I have always had a quite cynical view of crowd funding, pretty much from the 1st time I had heard of the concept. To be clear, the concept is a great idea when utilized correctly. For example, I have a close friend with a potential future business idea for which crowd funding could be a good place to seek some capital to get things rolling. Its a great place for up and coming entrepreneurs to seek funding when it might not otherwise be available to them.
However, like all tools, crowd funding must be utilized with care. This goes for both those seeking funding from it, and those giving funding into it. People need to not misuse these services by using them to collect funds for possibly questionable causes or reasons. And people need to be more skeptical and investigative before they part with their dollars on fund raisers that just LOOK legitimate. As explored in a previous post some time ago, even the most ingenious idea is a non-starter if it has no practical use in the market.
Many people like to hate on people like Kevin O’Leary for their brand of honesty (Chef Ramsay in Kitchen Nightmares comes to mind as well). This is unsurprising, since the purveyor of truth often comes across as a douche bag to those that don’t want to accept it (a roll that I have become happy to accept in many contexts of life). But as unwelcome as these dissenting and abrasive voices often are, they are important.
Chef Ramsay has helped many restaurateurs to succeed by forcing them to confront their delusions head on, and then giving them a leg up to start fresh. Kevin O’Leary does more or less the same thing by being brutally honest in his assessment of a given product or service. Its a requirement when it comes to investing with your own money.
If the concept of crowd funding is going to remain the trustworthy and useful tool that it is today, then participation in the concept must be taken with the same seriousness as any other business transaction.
But that is not happening. People are more often then not interacting with these crowd funding programs in the same way they interact with everything else online. They are jumping onto bandwagons and supporting this cause or that, at times based on little more then a youtube video.
All of this is only exaggerated by the fact that everyone seems to consider themselves an “expert” on many things nowadays (and not just those that tout the trio of Logic, Reason and Rationality. Though they tend to be the worst). This often continues when scientifically researched figures from REAL scientists (experts) are mentioned.
The video said this, so all you dissenters are just haters!
And then there is the selective hearing of this generation. It seems that the norm now is not listening to ANY criticism from anyone. This is most noticeable in places like college campuses and typically on a hot button set of topics, but it also is visible elsewhere. The majority of the commentary towards Solar Roadway’s criticism is an excellent example.
People that speak uncomfortable truths and facts in some contexts get labeled falsely as bigots, racists, sexist’s and other terms. And people that take on popular junk science get called “haters”.
Whether its Thunderf00t speaking about Solar Roadways or people like me speaking about quacks like Dr Oz, critics are “haters”.

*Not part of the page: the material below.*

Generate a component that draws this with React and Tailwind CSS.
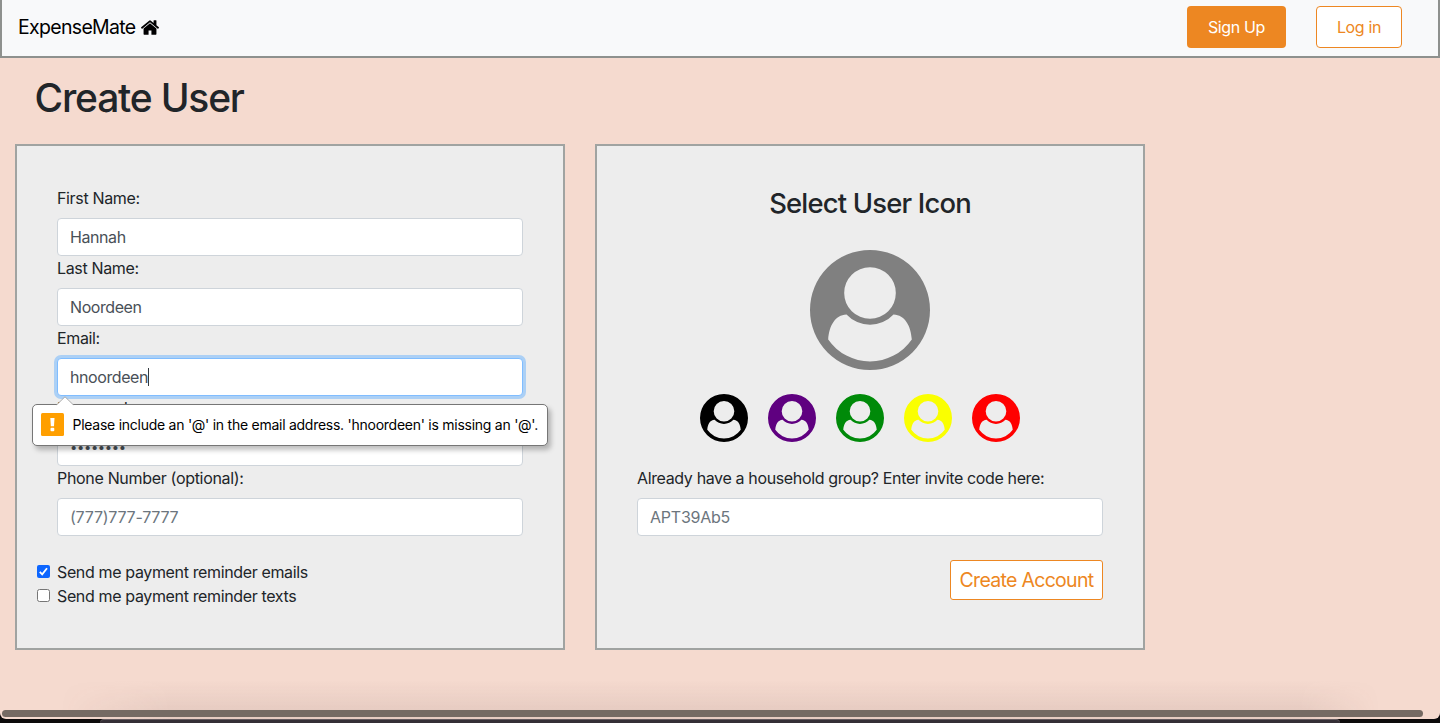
function HomeIcon({ className }) {
  return (
    <svg viewBox="26 253 1612 1283" className={className} fill="currentColor" aria-hidden="true">
      <path d="M1408 992v480q0 26-19 45t-45 19H960v-384H704v384H320q-26 0-45-19t-19-45V992q0-1 .5-3t.5-3l575-474 575 474q1 2 1 6zm223-69l-62 74q-8 9-21 11h-3q-13 0-21-7L832 424l-692 577q-12 8-24 7-13-2-21-11l-62-74q-8-10-7-23.5T37 878l719-599q32-26 76-26t76 26l244 204V288q0-14 9-23t23-9h192q14 0 23 9t9 23v408l219 182q10 8 11 21.5t-7 23.5z" />
    </svg>
  );
}

function UserIcon({ className }) {
  return (
    <svg viewBox="0 0 120 120" className={className} fill="currentColor" aria-hidden="true">
      <path
        fillRule="evenodd"
        d="M60 0a60 60 0 1 1 0 120a60 60 0 1 1 0-120ZM60 17.2a25.8 25.8 0 1 0 0 51.6a25.8 25.8 0 1 0 0-51.6ZM36.5 64.5C25 65 19 76 18.2 89.6A51 51 0 0 0 101.8 89.6C101 76 95 65 83.5 64.5A32 32 0 0 1 36.5 64.5Z"
      />
    </svg>
  );
}

const inputBase =
  "block h-[38px] w-full rounded border bg-white px-3 text-[#495057] outline-none placeholder:tracking-[-0.23px] placeholder:text-[#6c757d]";

function Field({
  label,
  labelClass = "tracking-[-0.35px]",
  borderClass = "border-[#ced4da]",
  textClass = "text-base tracking-[-0.42px]",
  children,
  ...props
}) {
  return (
    <div className="relative">
      <label className="mb-2 block">
        <span className={labelClass}>{label}</span>
      </label>
      <input className={`${inputBase} ${borderClass} ${textClass}`} {...props} />
      {children}
    </div>
  );
}

function ValidationBubble() {
  return (
    <div className="absolute top-[78px] -left-[25px] z-10 flex h-[42px] w-[516px] items-center rounded-[5px] border border-[#767676] bg-white pl-2 shadow-[3px_4px_5px_rgba(0,0,0,0.25)]">
      <svg className="absolute -top-[9px] left-[23px] h-[10px] w-[18px]" viewBox="0 0 18 10">
        <path d="M0.5 10 V9 L9 0.8 L17.5 9 V10Z" fill="#fff" />
        <path d="M0.8 8.7 L9 0.8 L17.2 8.7" fill="none" stroke="#999" strokeWidth="0.8" />
      </svg>
      <svg className="h-[23px] w-[23px] shrink-0 -translate-y-[1px]" viewBox="0 0 23 23">
        <rect width="23" height="23" rx="1.5" fill="#ff9f00" />
        <path d="M9.3 5h4.2l-.5 8.2H9.8Z" fill="#fff" />
        <rect x="9.5" y="14.8" width="3.8" height="3.4" rx="1" fill="#fff" />
      </svg>
      <span className="ml-[8.5px] text-[14px] tracking-[-0.258px] whitespace-nowrap text-black">
        Please include an '@' in the email address. 'hnoordeen' is missing an '@'.
      </span>
    </div>
  );
}

function Check({ checked, label }) {
  return (
    <label className="-ml-5 flex h-6 items-center">
      <svg className="mr-[7px] h-[13px] w-[13px] shrink-0 -translate-y-[1px]" viewBox="0 0 13 13">
        {checked ? (
          <>
            <rect width="13" height="13" rx="2" fill="#0d66ff" />
            <path d="M2.8 6.8 5.2 9.3 10 3.2" fill="none" stroke="#fff" strokeWidth="1.8" />
          </>
        ) : (
          <rect x="0.5" y="0.5" width="12" height="12" rx="2" fill="#fff" stroke="#767676" />
        )}
      </svg>
      <span className="tracking-[-0.36px]">{label}</span>
    </label>
  );
}

const panel = "h-[506px] w-[550px] shrink-0 border-2 border-[#a0a3a1] bg-[#ededed] p-10";

export default function App() {
  return (
    <div className="h-[723px] w-[1440px] overflow-hidden bg-[#0c0a0b] font-[Inter,sans-serif] text-base leading-6 text-[#212529]">
      <div className="relative flex h-[719px] flex-col overflow-hidden rounded-b-[6px] bg-[#f5dacf]">
        <header className="flex h-[58px] shrink-0 items-start justify-between border-x-2 border-b-2 border-[#8e918e] bg-[#f8f9fa] pr-9 pl-4">
          <a className="flex h-[54px] items-center text-[19.5px] text-black">
            <span className="tracking-[-0.68px]">ExpenseMate</span>
            <HomeIcon className="ml-[5px] h-[15px] w-[18px]" />
          </a>
          <div className="flex gap-[30px] pt-[6px]">
            <button className="h-[42px] w-[99px] rounded bg-[#ed8722] tracking-[-0.36px] text-white">Sign Up</button>
            <button className="h-[42px] w-[86px] rounded border border-[#ed8722] bg-white tracking-[-0.36px] text-[#ed8722]">
              Log in
            </button>
          </div>
        </header>

        <h1 className="mt-4 ml-[34.5px] text-[39px] leading-[48px] font-medium tracking-[-1.2px]">Create User</h1>

        <main className="mt-[22px] flex gap-[30px] pl-[15px]">
          <section className={panel}>
            <Field label="First Name:" defaultValue="Hannah" />
            <Field label="Last Name:" defaultValue="Noordeen" />
            <Field
              label="Email:"
              borderClass="border-[#80bdff] shadow-[0_0_0_3px_#acd0f5]"
              defaultValue="hnoordeen"
            >
              <span className="absolute top-[42px] left-[91px] h-[18px] w-px bg-[#343a40]" />
              <ValidationBubble />
            </Field>
            <Field
              label="Password:"
              labelClass="tracking-[-0.45px]"
              textClass="text-[13px] tracking-[-0.35px]"
              type="password"
              defaultValue="password"
            />
            <Field label="Phone Number (optional):" labelClass="tracking-[-0.32px]" placeholder="(777)777-7777" />
            <div className="mt-6">
              <Check checked label="Send me payment reminder emails" />
              <Check label="Send me payment reminder texts" />
            </div>
          </section>

          <section className={panel}>
            <h2 className="text-center text-[27.4px] leading-[34px] font-medium tracking-[-0.8px]">Select User Icon</h2>
            <UserIcon className="mx-auto mt-[30px] h-[120px] w-[120px] text-[#808080]" />
            <div className="mt-6 mb-6 flex justify-center gap-5 pr-5">
              <UserIcon className="h-12 w-12 text-black" />
              <UserIcon className="h-12 w-12 text-[#5f0080]" />
              <UserIcon className="h-12 w-12 text-[#008a09]" />
              <UserIcon className="h-12 w-12 text-[#faff00]" />
              <UserIcon className="h-12 w-12 text-[#ff0000]" />
            </div>
            <Field
              label="Already have a household group? Enter invite code here:"
              labelClass="tracking-[-0.36px]"
              placeholder="APT39Ab5"
            />
            <div className="mt-6 flex justify-end">
              <button className="h-10 w-[153px] rounded-[3px] border border-[#ed8722] bg-white text-[19.5px] tracking-[-0.7px] whitespace-nowrap text-[#ed8722]">
                Create Account
              </button>
            </div>
          </section>
        </main>

        <div className="mt-auto h-[39px] bg-[linear-gradient(to_bottom,transparent,rgba(90,60,60,0.09)_80%)] [mask-image:linear-gradient(to_right,transparent_60px,black_170px,black_1300px,transparent_1380px)]" />
        <div className="absolute bottom-[2px] left-[2px] h-[7px] w-[1421px] rounded-full bg-[#756a63]" />
      </div>
      <div className="mx-auto h-1 w-[1240px] rounded-t-[4px] border-t border-[#655b60] bg-[#342e35]" />
    </div>
  );
}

We have to be more careful with how we utilize crowd funding services. Funding huge projects that end up going nowhere is not helpful to anyone. Starting funds for people that have hateful beliefs, to give a person a boost or to fund your vacation (I seen actually one like this recently!) are also not helpful.
Being charitable is a good trait that the world needs more of. But do not be stupid about it. Some crowd funded projects are a good investment into the future. But do not forget about the typical traditional charities.
In this time of silly and stupid giving patterns on crowd funding platforms, I fear that they are the most adversely affected by this uncritically examined behavior.